> [Task data]:
--------------------------------

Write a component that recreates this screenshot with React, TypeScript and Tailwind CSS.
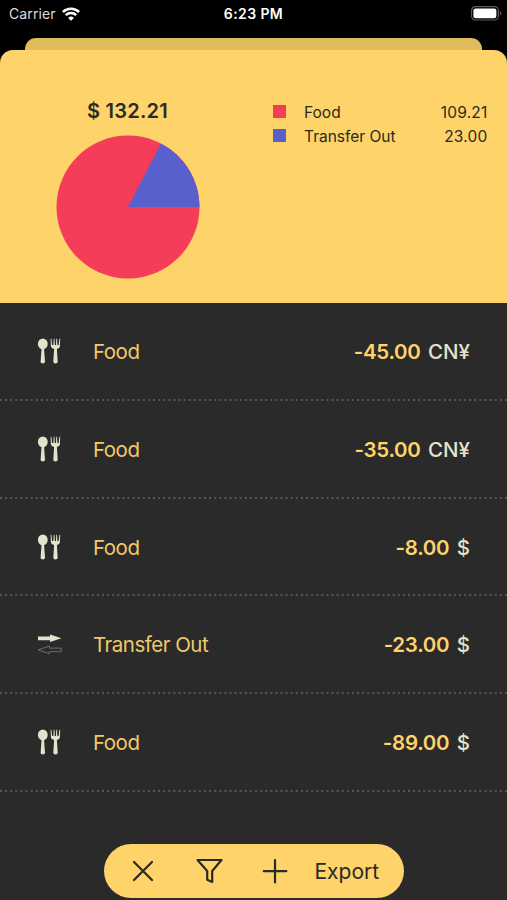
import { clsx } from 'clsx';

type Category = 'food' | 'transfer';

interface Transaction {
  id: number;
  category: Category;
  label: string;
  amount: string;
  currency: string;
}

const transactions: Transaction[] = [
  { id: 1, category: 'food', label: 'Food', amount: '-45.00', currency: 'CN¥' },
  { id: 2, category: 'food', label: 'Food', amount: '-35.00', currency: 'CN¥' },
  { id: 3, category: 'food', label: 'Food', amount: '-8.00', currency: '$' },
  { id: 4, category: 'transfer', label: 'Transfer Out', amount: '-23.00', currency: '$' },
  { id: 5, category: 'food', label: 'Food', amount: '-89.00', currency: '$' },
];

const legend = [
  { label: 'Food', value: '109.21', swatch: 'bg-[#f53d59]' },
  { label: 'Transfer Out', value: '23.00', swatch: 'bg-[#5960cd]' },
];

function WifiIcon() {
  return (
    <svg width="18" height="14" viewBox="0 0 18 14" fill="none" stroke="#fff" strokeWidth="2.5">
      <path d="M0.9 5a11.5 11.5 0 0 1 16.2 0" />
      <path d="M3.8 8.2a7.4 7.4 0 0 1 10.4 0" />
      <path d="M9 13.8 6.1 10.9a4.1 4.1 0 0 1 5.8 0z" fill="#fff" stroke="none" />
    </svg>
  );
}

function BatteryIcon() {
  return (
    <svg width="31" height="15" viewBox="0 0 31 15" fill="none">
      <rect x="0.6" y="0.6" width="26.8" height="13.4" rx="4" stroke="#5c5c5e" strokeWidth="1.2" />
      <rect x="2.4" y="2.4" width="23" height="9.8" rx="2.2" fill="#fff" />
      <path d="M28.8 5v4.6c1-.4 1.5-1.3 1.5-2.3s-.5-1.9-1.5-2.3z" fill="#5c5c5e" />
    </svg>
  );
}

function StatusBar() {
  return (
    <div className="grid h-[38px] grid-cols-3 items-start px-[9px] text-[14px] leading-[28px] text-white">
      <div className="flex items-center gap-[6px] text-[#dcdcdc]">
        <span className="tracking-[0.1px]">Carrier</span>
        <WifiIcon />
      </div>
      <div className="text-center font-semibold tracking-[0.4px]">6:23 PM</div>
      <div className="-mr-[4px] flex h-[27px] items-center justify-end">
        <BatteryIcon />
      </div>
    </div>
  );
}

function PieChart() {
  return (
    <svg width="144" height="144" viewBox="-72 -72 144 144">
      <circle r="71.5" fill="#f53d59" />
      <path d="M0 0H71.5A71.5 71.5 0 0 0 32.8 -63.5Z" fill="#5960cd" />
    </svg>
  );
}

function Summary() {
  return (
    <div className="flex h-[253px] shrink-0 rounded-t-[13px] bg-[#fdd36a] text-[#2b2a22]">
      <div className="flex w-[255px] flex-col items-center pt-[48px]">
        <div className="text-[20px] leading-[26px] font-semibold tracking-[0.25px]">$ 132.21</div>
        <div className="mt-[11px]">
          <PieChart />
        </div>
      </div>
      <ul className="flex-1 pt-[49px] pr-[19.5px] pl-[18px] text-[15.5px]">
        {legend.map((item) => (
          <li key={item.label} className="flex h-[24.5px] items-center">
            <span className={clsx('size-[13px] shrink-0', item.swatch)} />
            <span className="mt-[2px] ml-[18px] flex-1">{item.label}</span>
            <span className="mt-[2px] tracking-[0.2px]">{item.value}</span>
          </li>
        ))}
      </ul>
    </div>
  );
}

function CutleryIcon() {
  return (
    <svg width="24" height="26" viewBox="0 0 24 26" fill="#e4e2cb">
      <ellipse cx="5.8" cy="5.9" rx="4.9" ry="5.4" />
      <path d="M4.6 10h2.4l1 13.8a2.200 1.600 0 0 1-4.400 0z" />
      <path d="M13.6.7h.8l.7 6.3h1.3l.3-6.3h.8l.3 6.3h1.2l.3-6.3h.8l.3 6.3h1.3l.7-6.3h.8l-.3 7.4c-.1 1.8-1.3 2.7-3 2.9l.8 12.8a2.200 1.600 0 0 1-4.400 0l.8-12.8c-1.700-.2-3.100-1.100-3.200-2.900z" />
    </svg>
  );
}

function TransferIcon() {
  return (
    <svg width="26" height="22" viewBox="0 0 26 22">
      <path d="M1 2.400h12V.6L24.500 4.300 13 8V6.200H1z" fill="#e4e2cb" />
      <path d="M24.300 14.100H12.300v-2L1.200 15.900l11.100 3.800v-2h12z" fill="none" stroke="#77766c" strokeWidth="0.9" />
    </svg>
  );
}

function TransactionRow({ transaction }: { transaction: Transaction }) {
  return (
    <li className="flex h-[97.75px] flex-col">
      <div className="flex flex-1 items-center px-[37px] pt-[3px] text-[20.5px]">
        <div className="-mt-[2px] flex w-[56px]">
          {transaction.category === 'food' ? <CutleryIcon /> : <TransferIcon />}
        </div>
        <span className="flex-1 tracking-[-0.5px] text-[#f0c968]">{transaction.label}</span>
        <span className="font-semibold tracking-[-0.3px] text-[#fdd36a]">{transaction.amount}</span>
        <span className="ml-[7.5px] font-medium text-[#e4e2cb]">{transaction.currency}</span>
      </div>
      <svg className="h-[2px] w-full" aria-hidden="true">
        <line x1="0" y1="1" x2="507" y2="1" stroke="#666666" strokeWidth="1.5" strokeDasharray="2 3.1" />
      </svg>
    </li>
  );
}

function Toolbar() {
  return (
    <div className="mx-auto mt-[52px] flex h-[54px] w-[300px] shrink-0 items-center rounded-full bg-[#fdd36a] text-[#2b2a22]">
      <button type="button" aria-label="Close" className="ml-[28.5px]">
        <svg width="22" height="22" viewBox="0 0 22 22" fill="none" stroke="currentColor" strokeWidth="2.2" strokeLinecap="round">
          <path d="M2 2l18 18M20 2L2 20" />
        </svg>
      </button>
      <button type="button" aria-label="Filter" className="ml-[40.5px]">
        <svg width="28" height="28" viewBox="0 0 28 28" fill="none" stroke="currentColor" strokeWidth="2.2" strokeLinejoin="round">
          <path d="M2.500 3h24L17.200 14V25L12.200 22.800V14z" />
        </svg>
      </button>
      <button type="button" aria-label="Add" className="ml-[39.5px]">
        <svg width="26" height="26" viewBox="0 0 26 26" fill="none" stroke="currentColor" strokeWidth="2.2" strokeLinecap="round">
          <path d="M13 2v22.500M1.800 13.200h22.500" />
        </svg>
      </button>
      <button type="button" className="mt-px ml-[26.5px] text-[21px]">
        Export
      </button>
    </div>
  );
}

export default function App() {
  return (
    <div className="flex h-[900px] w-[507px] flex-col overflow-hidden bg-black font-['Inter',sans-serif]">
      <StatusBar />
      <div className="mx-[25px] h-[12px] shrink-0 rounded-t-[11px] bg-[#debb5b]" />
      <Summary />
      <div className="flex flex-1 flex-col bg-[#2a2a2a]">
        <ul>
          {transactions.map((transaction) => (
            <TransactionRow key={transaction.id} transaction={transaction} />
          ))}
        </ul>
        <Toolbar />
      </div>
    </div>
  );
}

--------------------------------

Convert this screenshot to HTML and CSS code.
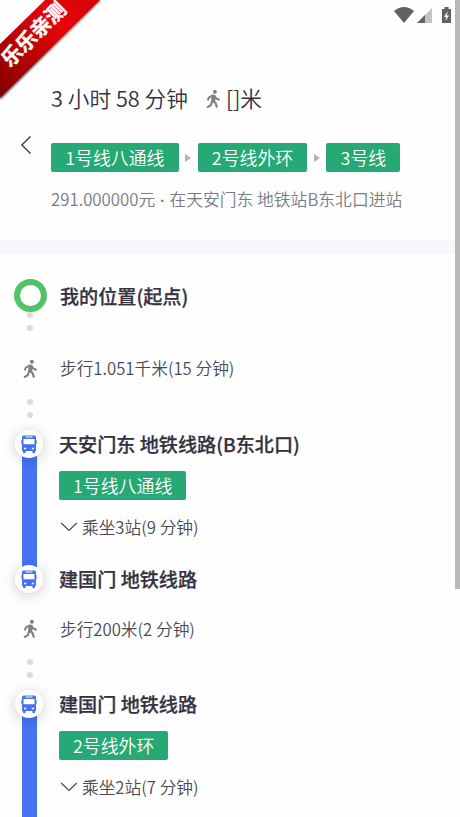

--------------------------------

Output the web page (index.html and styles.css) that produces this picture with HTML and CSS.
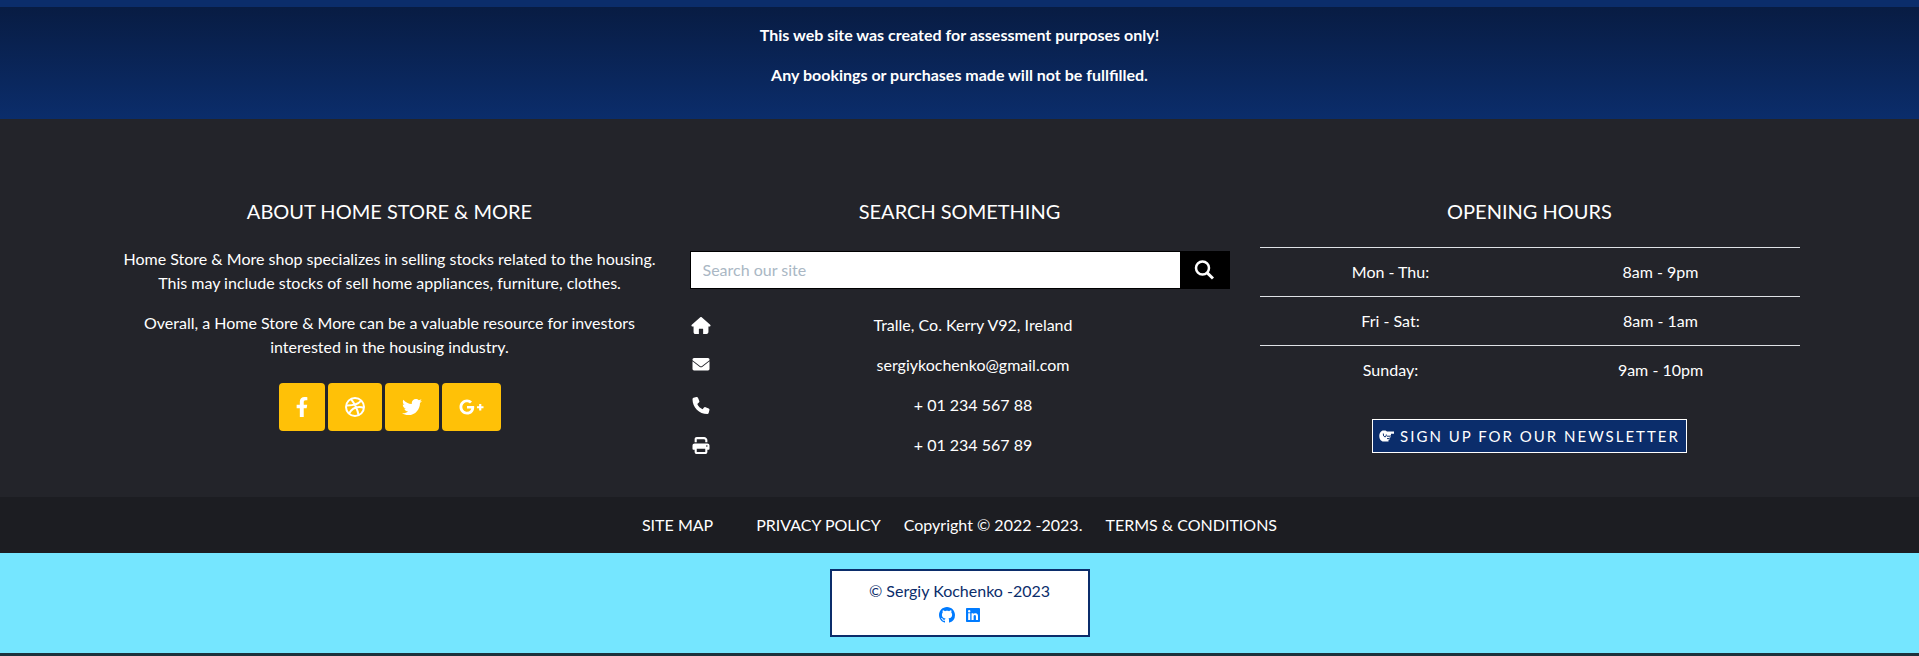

--------------------------------

> [Short task]:
The answer is a single number: how many lines include the word "this"?

> [Exercise output]:
3